Long ago, the story goes, a newlywed couple was found murdered in their beds. Although the crime was never solved, the primary suspect was the bride’s sister Katy. And to this day, so they say, Kate’s fate is debated by one of summer’s most famous singing insects:
“Katy did.”
“Katy didn’t.”
“Yes she did.”
“No she didn’t.”
Such is the human interpretation of the call of the northern true katydid, Pterophylla camellifolia, or, “that being which has wings like a camellia leaf.” In our area, they began their discussion a few weeks ago; the chatter will wage on, night after night, until the last of the bunch succumbs to autumn’s hard frosts.
Although we tend to think of katydids and their cousins, the grasshoppers and crickets, as singers, they technically are fiddlers. To make their loud sounds, male katydids draw the rough edge at the base of one forewing across the bumpy, ridged edge of the other forewing (not one leg against the other, as we tend to think). This scraper-and-file method of sound production, known as stridulation, seems to work well; the bursts of song are as loud, or louder, than an average motorcycle engine.
The reason for all the noise is simple. It’s mating season in KatydidLand. The strident, repetitive calls are the sounds of males calling for females, who listen for and then select the mate they deem fittest.

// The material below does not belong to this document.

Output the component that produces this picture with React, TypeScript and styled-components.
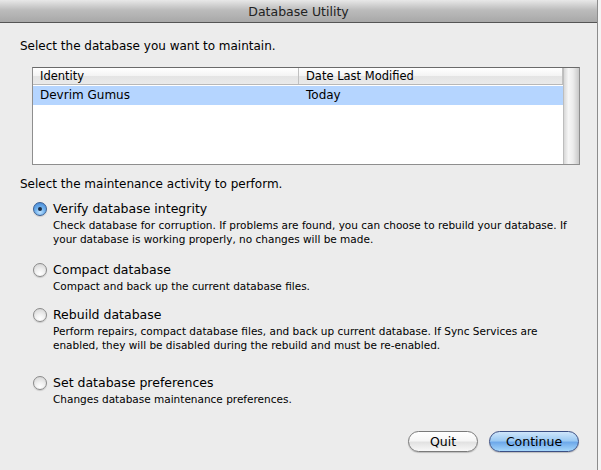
import styled, { createGlobalStyle } from 'styled-components'

const Global = createGlobalStyle`
    html, body {
        margin: 0;
        padding: 0;
        background: #f4f4f4;
    }
    * {
        box-sizing: border-box;
    }
`

const Window = styled.div`
    width: 598px;
    height: 470px;
    background: #ececec;
    border-right: 1px solid #8c8c8c;
    font-family: 'DejaVu Sans', 'Lucida Grande', sans-serif;
    color: #000;
    display: flex;
    flex-direction: column;
`
const TitleBar = styled.div`
    height: 23px;
    flex-shrink: 0;
    background: linear-gradient(#e8e8e8, #bcbcbc 45%, #a8a8a8);
    border-bottom: 1px solid #555;
    display: flex;
    justify-content: center;
    align-items: center;
    font-size: 12.5px;
    color: #222;
    padding-top: 1px;
`
const Body = styled.div`
    padding: 16px 18px 0 20px;
    display: flex;
    flex-direction: column;
`
const Prompt = styled.div<{ $gap: number }>`
    font-size: 12px;
    line-height: 15px;
    margin-bottom: ${(p) => p.$gap}px;
`
const Table = styled.div`
    margin-left: 12px;
    width: 548px;
    height: 98px;
    border: 1px solid #8e8e8e;
    border-top-color: #6a6a6a;
    background: #fff;
    display: flex;
    margin-bottom: 12px;
`
const Grid = styled.div`
    flex: 1;
    display: flex;
    flex-direction: column;
`
const HeaderRow = styled.div`
    height: 17px;
    display: grid;
    grid-template-columns: 266px 1fr;
    background: linear-gradient(#ffffff, #f3f3f3 50%, #e4e4e4 51%, #eaeaea);
    border-bottom: 1px solid #b8b8b8;
`
const HeaderCell = styled.div`
    font-size: 11.5px;
    line-height: 16px;
    padding-left: 7px;
    border-right: 1px solid #c0c0c0;
`
const Row = styled.div<{ $selected?: boolean }>`
    height: 19px;
    margin-top: 1px;
    display: grid;
    grid-template-columns: 266px 1fr;
    background: ${(p) => (p.$selected ? '#b5d5ff' : 'transparent')};
`
const Cell = styled.div`
    font-size: 12px;
    line-height: 19px;
    padding-left: 7px;
`
const Scroller = styled.div`
    width: 16px;
    background: linear-gradient(90deg, #d8d8d8, #f6f6f6 30%, #ececec 60%, #c8c8c8);
    border-left: 1px solid #bdbdbd;
`
const Options = styled.div`
    display: flex;
    flex-direction: column;
    padding-left: 13px;
`
const Option = styled.div<{ $gap: number }>`
    display: flex;
    gap: 6px;
    margin-bottom: ${(p) => p.$gap}px;
`
const Radio = styled.div<{ $on?: boolean }>`
    width: 14px;
    height: 14px;
    flex-shrink: 0;
    margin-top: 1px;
    border-radius: 50%;
    border: 1px solid ${(p) => (p.$on ? '#3a5f93' : '#8a8a8a')};
    background: ${(p) =>
        p.$on
            ? 'radial-gradient(circle at 50% 75%, #bfe2ff, #6fb0ec 45%, #3d7fd0)'
            : 'radial-gradient(circle at 50% 80%, #ffffff, #f0f0f0 40%, #cfcfcf)'};
    box-shadow: 0 1px 1px rgba(0, 0, 0, 0.15);
    display: flex;
    justify-content: center;
    align-items: center;
    &::after {
        content: '';
        display: ${(p) => (p.$on ? 'block' : 'none')};
        width: 4px;
        height: 4px;
        border-radius: 50%;
        background: #1a2c44;
    }
`
const OptionText = styled.div`
    display: flex;
    flex-direction: column;
`
const OptionTitle = styled.div`
    font-size: 12.5px;
    line-height: 16px;
`
const OptionDesc = styled.div`
    font-size: 10.5px;
    line-height: 14px;
    margin-top: 1px;
    width: 530px;
`
const Buttons = styled.div`
    display: flex;
    justify-content: flex-end;
    gap: 11px;
`
const Button = styled.div<{ $primary?: boolean }>`
    height: 21px;
    width: ${(p) => (p.$primary ? '90px' : '70px')};
    border-radius: 11px;
    border: 1px solid ${(p) => (p.$primary ? '#3b4f83' : '#7a7a7a')};
    background: ${(p) =>
        p.$primary
            ? 'linear-gradient(#cfe6fb, #9ccaf3 45%, #6ea9ea 55%, #a6d7fb)'
            : 'linear-gradient(#ffffff, #f6f6f6 45%, #e2e2e2 55%, #f8f8f8)'};
    box-shadow: 0 1px 1px rgba(0, 0, 0, 0.2);
    display: flex;
    justify-content: center;
    align-items: center;
    font-size: 12.5px;
`

const options = [
    {
        title: 'Verify database integrity',
        desc: 'Check database for corruption. If problems are found, you can choose to rebuild your database. If your database is working properly, no changes will be made.',
        on: true,
        gap: 16,
    },
    {
        title: 'Compact database',
        desc: 'Compact and back up the current database files.',
        gap: 14,
    },
    {
        title: 'Rebuild database',
        desc: 'Perform repairs, compact database files, and back up current database. If Sync Services are enabled, they will be disabled during the rebuild and must be re-enabled.',
        gap: 23,
    },
    {
        title: 'Set database preferences',
        desc: 'Changes database maintenance preferences.',
        gap: 25,
    },
]

function App() {
    return (
        <>
            <Global />
            <Window>
                <TitleBar>Database Utility</TitleBar>
                <Body>
                    <Prompt $gap={13}>Select the database you want to maintain.</Prompt>
                    <Table>
                        <Grid>
                            <HeaderRow>
                                <HeaderCell>Identity</HeaderCell>
                                <HeaderCell>Date Last Modified</HeaderCell>
                            </HeaderRow>
                            <Row $selected>
                                <Cell>Devrim Gumus</Cell>
                                <Cell>Today</Cell>
                            </Row>
                        </Grid>
                        <Scroller />
                    </Table>
                    <Prompt $gap={9}>Select the maintenance activity to perform.</Prompt>
                    <Options>
                        {options.map((o) => (
                            <Option key={o.title} $gap={o.gap}>
                                <Radio $on={o.on} />
                                <OptionText>
                                    <OptionTitle>{o.title}</OptionTitle>
                                    <OptionDesc>{o.desc}</OptionDesc>
                                </OptionText>
                            </Option>
                        ))}
                    </Options>
                    <Buttons>
                        <Button>Quit</Button>
                        <Button $primary>Continue</Button>
                    </Buttons>
                </Body>
            </Window>
        </>
    )
}
export default App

A human female in a similar situation might cup a hand against her ear to distinguish amongst the calls, but a female katydid can do no such thing. Aside from the obvious problem of lacking hands, katydids “listen” with sensory organs located not on their heads, but rather on their front legs, just below the knees.
Male katydids listen to other males and alternate their calling frequency, creating loud choruses of back-and-forth discourse. Females listen and make their choices accordingly.
You can listen in, too. Just head out to an area with mature trees, right around dusk. The rhythmic calling is impossible to miss. But don’t count on seeing the callers themselves. Katydids are creatures of the treetops. Leafy green in color, they’re also nearly perfectly camouflaged. You can try shining a light up into the branches; about one in a hundred times you might spot a katydid strolling along a limb or trunk. But more often than not, all you’ll accomplish is a silencing of the singers.
Lucky for us, though, katydids can be kind of clumsy. When bumped or jostled—something that can happen during a particularly “busy” night—or caught off guard by a puff of wind, katydids flap and flutter and try to stay up high, but instead usually end up on the ground. Their large wings, it seems, just aren’t meant for flight. Oblong in shape, the wings are cupped around the body, a feature that makes for great acoustics but lousy aerodynamics.
Look for true katydids in the daytime underneath the trees in which they call. They’re good-sized insects, about the size of a woman’s thumb, with grasshopper-style legs and antennae as long as their body. Females are all green; males have a brown patch known as the stridulatory field just behind the head.
If math is more your thing, head out at night, but bring a calculator instead of a flashlight. Just as with crickets, it’s possible to tell the temperature by counting the calls of the katydid. Solve the equation T=(C+161)/3, with T being the Temperature and C the number of calls per minute.
Math was far from the mind of a person who called our office a while back inquiring about a “loud sound coming from the ash tree” outside her house. The caller was a bit exasperated as she described how the sound began at around 8:30 and continued long into the night, keeping her son awake; she described the noise as mechanical and repetitive, a “crick-crick” and sometimes “creek-creek-creek.”
It didn’t take long to respond when she asked what kind of animal had made the sound. Thanks to her apt description, the answer was simple: Katy did.